§ **DATA EXCERPT**
——

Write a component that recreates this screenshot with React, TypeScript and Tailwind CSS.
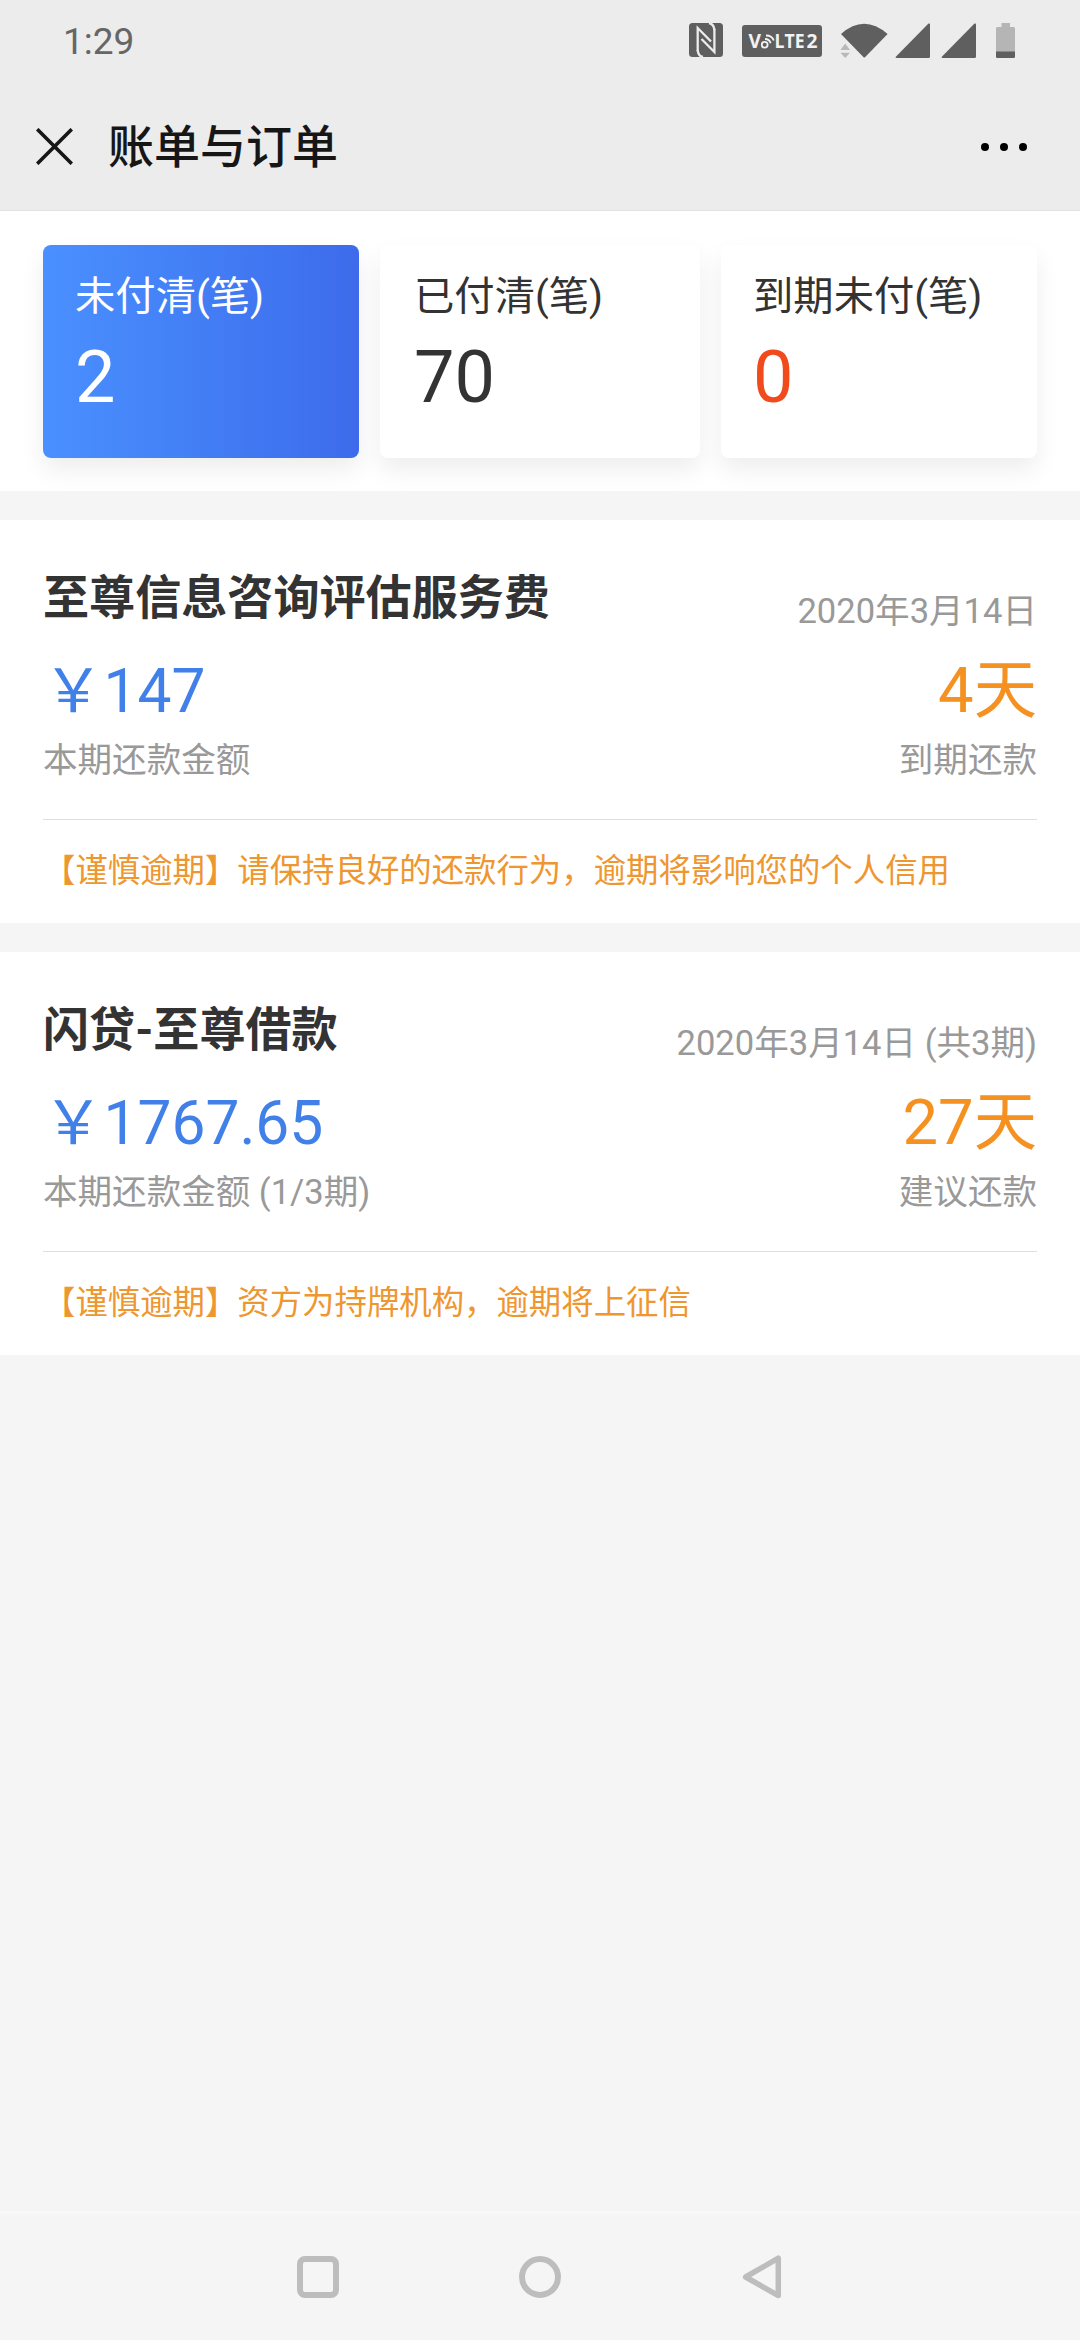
type Tab = { label: string; count: number; card: string; number: string };
type Bill = { id: string; title: string; date: string; amount: string; amountLabel: string; days: string; daysLabel: string; notice: string };

const TABS: Tab[] = [
  { label: "未付清(笔)", count: 2, card: "bg-linear-to-r from-[#4a90ff] to-[#3d6beb] text-white", number: "text-white" },
  { label: "已付清(笔)", count: 70, card: "bg-white text-[#333] pl-[34px]", number: "text-[#333]" },
  { label: "到期未付(笔)", count: 0, card: "bg-white text-[#333]", number: "text-[#f04a1d]" },
];

const BILLS: Bill[] = [
  { id: "fee", title: "至尊信息咨询评估服务费", date: "2020年3月14日", amount: "147", amountLabel: "本期还款金额", days: "4天", daysLabel: "到期还款", notice: "【谨慎逾期】请保持良好的还款行为，逾期将影响您的个人信用" },
  { id: "loan", title: "闪贷-至尊借款", date: "2020年3月14日 (共3期)", amount: "1767.65", amountLabel: "本期还款金额 (1/3期)", days: "27天", daysLabel: "建议还款", notice: "【谨慎逾期】资方为持牌机构，逾期将上征信" },
];

function SignalIcon() {
  return (
    <svg className="w-[35px] h-[35px]" viewBox="0 0 35 35" fill="#5f5f5f">
      <path d="M33.5 .6 Q35 0 35 1.6 V33.5 Q35 35 33.5 35 H1.6 Q0 35 .8 33.8Z" />
    </svg>
  );
}

function StatusBar() {
  return (
    <div className="h-[82px] pl-[63px] pr-[65px] flex items-center justify-between">
      <span className="text-[37px] leading-none text-[#666]">1:29</span>
      <div className="flex items-center -mt-[2px]">
        <svg className="w-[34px] h-[34px]" viewBox="0 0 34 34">
          <rect width="34" height="34" rx="3.5" fill="#5f5f5f" />
          <path d="M8.7 28 V5 L22 18.5 M12.5 16 L25.4 29 V6" fill="none" stroke="#ececec" strokeWidth="2.3" />
          <path d="M8.7 27 Q9 33 14 34 M25.4 7 Q25 1 20 0" fill="none" stroke="#ececec" strokeWidth="2.3" />
        </svg>
        <svg className="ml-[19px] mt-[1px] w-[80px] h-[32px]" viewBox="0 0 80 32">
          <rect width="80" height="32" rx="3" fill="#5f5f5f" />
          <g fill="#f2f2f2" fontFamily="'Open Sans', sans-serif" fontWeight="700" fontSize="19">
            <text x="6.5" y="23.3" textLength="12.5" lengthAdjust="spacingAndGlyphs">V</text>
            <text x="32.5" y="23.3" textLength="30" lengthAdjust="spacingAndGlyphs">LTE</text>
            <text x="64.5" y="23.3" textLength="11" lengthAdjust="spacingAndGlyphs">2</text>
          </g>
          <g fill="none" stroke="#f2f2f2" strokeWidth="1.8">
            <circle cx="22.7" cy="19.8" r="2.9" />
            <path d="M23 14 Q27.5 14 28.6 18.2 M24 10.5 Q30 10.5 31.8 15.5" />
          </g>
        </svg>
        <svg className="ml-[18px] w-[48px] h-[35px]" viewBox="0 0 48 35">
          <path d="M1 11 Q24 -9.5 47.6 11 L25 34.2 Q24.3 35 23.6 34.2Z" fill="#5f5f5f" />
          <path d="M5.2 20.5 L10 27 H.4Z M.4 29.8 H10 L5.2 35Z" fill="#b9b9b9" />
        </svg>
        <span className="ml-[7px]"><SignalIcon /></span>
        <span className="ml-[11px]"><SignalIcon /></span>
        <svg className="ml-[20px] w-[19px] h-[35px]" viewBox="0 0 19 35">
          <path d="M5.5 0 H14 V4 H17.5 Q19 4 19 5.5 V33.5 Q19 35 17.5 35 H1.5 Q0 35 0 33.5 V5.5 Q0 4 1.5 4 H5.5Z" fill="#b5b5b5" />
          <path d="M0 28.6 H19 V33.5 Q19 35 17.5 35 H1.5 Q0 35 0 33.5Z" fill="#5f5f5f" />
        </svg>
      </div>
    </div>
  );
}

function TitleBar() {
  return (
    <div className="h-[129px] pl-9 pr-[53px] flex items-center justify-between border-b border-[#e2e2e2]">
      <div className="flex items-center">
        <svg className="w-[37px] h-[37px]" viewBox="0 0 37 37"><path d="M1.2 1.2 L35.8 35.8 M35.8 1.2 L1.2 35.8" stroke="#161616" strokeWidth="3.6" /></svg>
        <h1 className="ml-[35px] pt-px text-[46px] leading-none font-medium text-[#161616]">账单与订单</h1>
      </div>
      <div className="pt-[2px] flex gap-[11px]">
        <i className="w-2 h-2 rounded-full bg-black" />
        <i className="w-2 h-2 rounded-full bg-black" />
        <i className="w-2 h-2 rounded-full bg-black" />
      </div>
    </div>
  );
}

function BillSection({ bill }: { bill: Bill }) {
  return (
    <section className="h-[403px] bg-white px-[43px] pt-[55px]">
      <div className="flex items-end justify-between h-[54px]">
        <h2 className="self-start text-[46.08px] leading-none font-bold text-[#333]">{bill.title}</h2>
        <span className="text-[34.56px] leading-none text-[#999]">{bill.date}</span>
      </div>
      <div className="mt-[30px] h-[63px] flex items-baseline justify-between leading-none">
        <span className="text-[60.48px] text-[#4080e8]">￥{bill.amount}</span>
        <span className="text-[63.36px] text-[#f59120]">{bill.days}</span>
      </div>
      <div className="mt-[21px] flex justify-between text-[34.56px] leading-[35px] text-[#999]">
        <span>{bill.amountLabel}</span>
        <span>{bill.daysLabel}</span>
      </div>
      <p className="mt-[41px] border-t border-[#dedede] pt-[35px] text-[32.4px] leading-none text-[#ee962f] whitespace-nowrap">{bill.notice}</p>
    </section>
  );
}

export default function App() {
  return (
    <div lang="zh-CN" className="w-[1080px] h-[2340px] flex flex-col overflow-hidden bg-[#f5f5f5] font-[Roboto,'Noto_Sans_CJK_SC',sans-serif]">
      <header className="bg-[#ececec]">
        <StatusBar />
        <TitleBar />
      </header>

      <main className="flex-1">
        <div className="h-[280px] bg-white px-[43px] pt-[34px] grid grid-cols-[316px_320px_316px] gap-[21px] items-start">
          {TABS.map(t => (
            <div key={t.label} className={`h-[213px] rounded-[8px] px-8 pt-8 shadow-[0_12px_24px_rgba(0,0,0,0.07)] ${t.card}`}>
              <p className="text-[40.32px] leading-[40px] whitespace-nowrap">{t.label}</p>
              <p className={`mt-[25px] text-[72px] leading-none ${t.number}`}>{t.count}</p>
            </div>
          ))}
        </div>
        <div className="pt-[29px] flex flex-col gap-[29px]">
          {BILLS.map(b => <BillSection key={b.id} bill={b} />)}
        </div>
      </main>

      <nav className="h-[129px] border-t-[3px] border-[#f8f8f8] pr-px flex items-center justify-center gap-[180px]">
        <svg className="w-[42px] h-[42px]" viewBox="0 0 42 42"><rect x="3" y="3" width="36" height="36" rx="5" fill="none" stroke="#bdbdbd" strokeWidth="6" /></svg>
        <svg className="w-[42px] h-[42px]" viewBox="0 0 42 42"><circle cx="21" cy="21" r="18" fill="none" stroke="#bdbdbd" strokeWidth="6" /></svg>
        <svg className="w-[42px] h-[44px]" viewBox="0 0 42 44"><path d="M37.3 3.2 V40.6 L4.6 22Z" fill="none" stroke="#bdbdbd" strokeWidth="5.5" strokeLinejoin="round" /></svg>
      </nav>
    </div>
  );
}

——

§ **TASK GOAL**
Print each line of the material above exactly, with the pictures removed from your copy.

§ **THE RESULT**
Write a component that recreates this screenshot with React, TypeScript and Tailwind CSS.
type Tab = { label: string; count: number; card: string; number: string };
type Bill = { id: string; title: string; date: string; amount: string; amountLabel: string; days: string; daysLabel: string; notice: string };

const TABS: Tab[] = [
  { label: "未付清(笔)", count: 2, card: "bg-linear-to-r from-[#4a90ff] to-[#3d6beb] text-white", number: "text-white" },
  { label: "已付清(笔)", count: 70, card: "bg-white text-[#333] pl-[34px]", number: "text-[#333]" },
  { label: "到期未付(笔)", count: 0, card: "bg-white text-[#333]", number: "text-[#f04a1d]" },
];

const BILLS: Bill[] = [
  { id: "fee", title: "至尊信息咨询评估服务费", date: "2020年3月14日", amount: "147", amountLabel: "本期还款金额", days: "4天", daysLabel: "到期还款", notice: "【谨慎逾期】请保持良好的还款行为，逾期将影响您的个人信用" },
  { id: "loan", title: "闪贷-至尊借款", date: "2020年3月14日 (共3期)", amount: "1767.65", amountLabel: "本期还款金额 (1/3期)", days: "27天", daysLabel: "建议还款", notice: "【谨慎逾期】资方为持牌机构，逾期将上征信" },
];

function SignalIcon() {
  return (
    <svg className="w-[35px] h-[35px]" viewBox="0 0 35 35" fill="#5f5f5f">
      <path d="M33.5 .6 Q35 0 35 1.6 V33.5 Q35 35 33.5 35 H1.6 Q0 35 .8 33.8Z" />
    </svg>
  );
}

function StatusBar() {
  return (
    <div className="h-[82px] pl-[63px] pr-[65px] flex items-center justify-between">
      <span className="text-[37px] leading-none text-[#666]">1:29</span>
      <div className="flex items-center -mt-[2px]">
        <svg className="w-[34px] h-[34px]" viewBox="0 0 34 34">
          <rect width="34" height="34" rx="3.5" fill="#5f5f5f" />
          <path d="M8.7 28 V5 L22 18.5 M12.5 16 L25.4 29 V6" fill="none" stroke="#ececec" strokeWidth="2.3" />
          <path d="M8.7 27 Q9 33 14 34 M25.4 7 Q25 1 20 0" fill="none" stroke="#ececec" strokeWidth="2.3" />
        </svg>
        <svg className="ml-[19px] mt-[1px] w-[80px] h-[32px]" viewBox="0 0 80 32">
          <rect width="80" height="32" rx="3" fill="#5f5f5f" />
          <g fill="#f2f2f2" fontFamily="'Open Sans', sans-serif" fontWeight="700" fontSize="19">
            <text x="6.5" y="23.3" textLength="12.5" lengthAdjust="spacingAndGlyphs">V</text>
            <text x="32.5" y="23.3" textLength="30" lengthAdjust="spacingAndGlyphs">LTE</text>
            <text x="64.5" y="23.3" textLength="11" lengthAdjust="spacingAndGlyphs">2</text>
          </g>
          <g fill="none" stroke="#f2f2f2" strokeWidth="1.8">
            <circle cx="22.7" cy="19.8" r="2.9" />
            <path d="M23 14 Q27.5 14 28.6 18.2 M24 10.5 Q30 10.5 31.8 15.5" />
          </g>
        </svg>
        <svg className="ml-[18px] w-[48px] h-[35px]" viewBox="0 0 48 35">
          <path d="M1 11 Q24 -9.5 47.6 11 L25 34.2 Q24.3 35 23.6 34.2Z" fill="#5f5f5f" />
          <path d="M5.2 20.5 L10 27 H.4Z M.4 29.8 H10 L5.2 35Z" fill="#b9b9b9" />
        </svg>
        <span className="ml-[7px]"><SignalIcon /></span>
        <span className="ml-[11px]"><SignalIcon /></span>
        <svg className="ml-[20px] w-[19px] h-[35px]" viewBox="0 0 19 35">
          <path d="M5.5 0 H14 V4 H17.5 Q19 4 19 5.5 V33.5 Q19 35 17.5 35 H1.5 Q0 35 0 33.5 V5.5 Q0 4 1.5 4 H5.5Z" fill="#b5b5b5" />
          <path d="M0 28.6 H19 V33.5 Q19 35 17.5 35 H1.5 Q0 35 0 33.5Z" fill="#5f5f5f" />
        </svg>
      </div>
    </div>
  );
}

function TitleBar() {
  return (
    <div className="h-[129px] pl-9 pr-[53px] flex items-center justify-between border-b border-[#e2e2e2]">
      <div className="flex items-center">
        <svg className="w-[37px] h-[37px]" viewBox="0 0 37 37"><path d="M1.2 1.2 L35.8 35.8 M35.8 1.2 L1.2 35.8" stroke="#161616" strokeWidth="3.6" /></svg>
        <h1 className="ml-[35px] pt-px text-[46px] leading-none font-medium text-[#161616]">账单与订单</h1>
      </div>
      <div className="pt-[2px] flex gap-[11px]">
        <i className="w-2 h-2 rounded-full bg-black" />
        <i className="w-2 h-2 rounded-full bg-black" />
        <i className="w-2 h-2 rounded-full bg-black" />
      </div>
    </div>
  );
}

function BillSection({ bill }: { bill: Bill }) {
  return (
    <section className="h-[403px] bg-white px-[43px] pt-[55px]">
      <div className="flex items-end justify-between h-[54px]">
        <h2 className="self-start text-[46.08px] leading-none font-bold text-[#333]">{bill.title}</h2>
        <span className="text-[34.56px] leading-none text-[#999]">{bill.date}</span>
      </div>
      <div className="mt-[30px] h-[63px] flex items-baseline justify-between leading-none">
        <span className="text-[60.48px] text-[#4080e8]">￥{bill.amount}</span>
        <span className="text-[63.36px] text-[#f59120]">{bill.days}</span>
      </div>
      <div className="mt-[21px] flex justify-between text-[34.56px] leading-[35px] text-[#999]">
        <span>{bill.amountLabel}</span>
        <span>{bill.daysLabel}</span>
      </div>
      <p className="mt-[41px] border-t border-[#dedede] pt-[35px] text-[32.4px] leading-none text-[#ee962f] whitespace-nowrap">{bill.notice}</p>
    </section>
  );
}

export default function App() {
  return (
    <div lang="zh-CN" className="w-[1080px] h-[2340px] flex flex-col overflow-hidden bg-[#f5f5f5] font-[Roboto,'Noto_Sans_CJK_SC',sans-serif]">
      <header className="bg-[#ececec]">
        <StatusBar />
        <TitleBar />
      </header>

      <main className="flex-1">
        <div className="h-[280px] bg-white px-[43px] pt-[34px] grid grid-cols-[316px_320px_316px] gap-[21px] items-start">
          {TABS.map(t => (
            <div key={t.label} className={`h-[213px] rounded-[8px] px-8 pt-8 shadow-[0_12px_24px_rgba(0,0,0,0.07)] ${t.card}`}>
              <p className="text-[40.32px] leading-[40px] whitespace-nowrap">{t.label}</p>
              <p className={`mt-[25px] text-[72px] leading-none ${t.number}`}>{t.count}</p>
            </div>
          ))}
        </div>
        <div className="pt-[29px] flex flex-col gap-[29px]">
          {BILLS.map(b => <BillSection key={b.id} bill={b} />)}
        </div>
      </main>

      <nav className="h-[129px] border-t-[3px] border-[#f8f8f8] pr-px flex items-center justify-center gap-[180px]">
        <svg className="w-[42px] h-[42px]" viewBox="0 0 42 42"><rect x="3" y="3" width="36" height="36" rx="5" fill="none" stroke="#bdbdbd" strokeWidth="6" /></svg>
        <svg className="w-[42px] h-[42px]" viewBox="0 0 42 42"><circle cx="21" cy="21" r="18" fill="none" stroke="#bdbdbd" strokeWidth="6" /></svg>
        <svg className="w-[42px] h-[44px]" viewBox="0 0 42 44"><path d="M37.3 3.2 V40.6 L4.6 22Z" fill="none" stroke="#bdbdbd" strokeWidth="5.5" strokeLinejoin="round" /></svg>
      </nav>
    </div>
  );
}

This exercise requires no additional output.